Here few words ought to suffice. Nothing can be more plain than the revelations of scripture concerning God’s character as infinitely pure and holy—as a Being who not only can never sin himself but can never be pleased to have others sin, and above all can never put forth his power to make them sin. God can not be tempted with evil, “neither tempteth he any man” (Jam. 1: 13). When he declares so solemnly and so tenderly: “O do not that abominable thing which I hate”! shall it still be said—But he puts men to sinning; pushes them on in their sin; inclines their heart to sin and hardens them to more and guiltier sinning? Never!

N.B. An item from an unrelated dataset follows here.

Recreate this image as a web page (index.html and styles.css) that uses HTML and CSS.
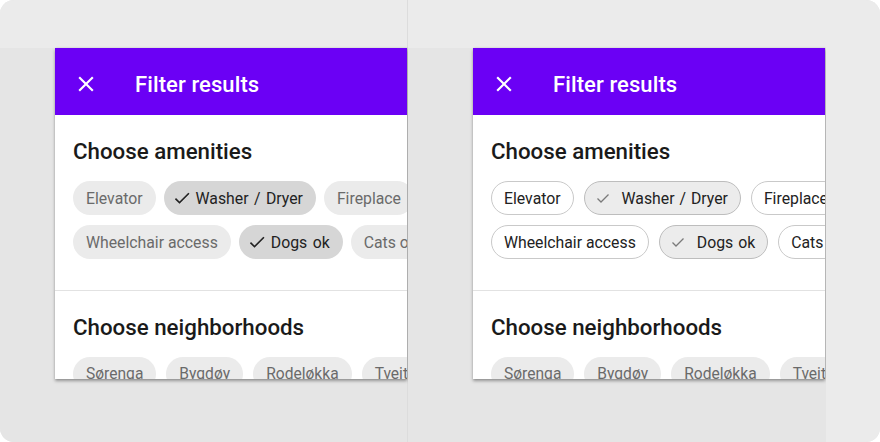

Shall it be claimed that with one hand God gives his Spirit to impress the truth on human souls unto their salvation; and with the other sends his Spirit to augment the forces of temptation and to harden men’s hearts unto their damnation? Shall the same fountain send forth both sweet water and bitter? Shall the same God renew some human hearts unto holiness and harden other human hearts in sin—all by the same direct and similarly purposed agency, each work beingdone under the same impulses of infinite love?——Surely there must be some egregious misconception of God’s character involved in supposing him capable of acts so fundamentally opposite and incompatible—not to say, in supposing him capable of tempting men into more and greater sin!
The fact that He wisely and mightily over-rules sin to bring good forth from it should never be construed to imply that he abhors sin any the less because he can extort some good results from its existence.
CHAPTER XIII.
THE PASSOVER.
THE first of the three great annual festivals of Israel, and the one which above all was commemorative in character—a memorial service—was the Passover. It was designed to commemorate the deliverance of Israel from Egyptian bondage—the great birth-hour of the Hebrew nation. Especially did it commemorate the scenes of that last eventful night when God caused his angel of death to pass over the houses of Israel as he went through the land of Egypt, smiting the first-born in all her households.——The central thing in this institution was the slaying of the paschal lamb—one for each household—and the sprinkling of its blood upon the two side-posts, and upon the lintel over the door of each house. This sprinkled blood, seen by the destroying angel, became his authority for passing over and by that house, sparing its first-born, while he spared not one first-born of all the families of Egypt.
There were numerous collateral points in the institution, designed to fill it out more completely and make it most impressively a memorial service for all the future generations of Israel; e. g. the following:
As to time; it was on the fourteenth day of the month Abib, corresponding to our March or April—the night next following this day being that of the last plague on Egypt—the night which broke their yoke of bondage.Henceforth, this was made the first month in the Hebrew year.
The paschal lambs were taken by households. If the family was large, it stood by itself; if too small to consume one lamb, then two or more were united, the aim being to have the flesh of the lamb eaten entire. If any thing remained, it was to be burned in the morning.—It was to be roasted with fire, not eaten raw, and not boiled in water. (Ex. 12: 8, 9.) The arrangement by families looked toward the great fact of the original event—that Egypt was smitten by families—there being not a house in which there was not one dead. Its influence must have been precious through all the ages of Hebrew history in cementing family ties and sanctifying the family relation.
It was eaten with unleavened bread—the rule on this point being most stringent. No leaven might be eaten or even seen in their households during the entire feast of seven days. So prominent was this fact that the feast was called interchangeably, “The Passover,” or “The feast of unleavened bread.”——The original design of this prohibition seems to have been commemorative—the great haste of their departure precluding the preparation of leavened bread for their journey. The allusions to “leaven” in the New Testament (Matt. 16: 6, 11, 12, and Luke 12 and 1 Cor. 5: 7) indicate that leaven was associated with “pride that puffeth up,” and is quite the opposite of that simplicity and purity of heart which God loves.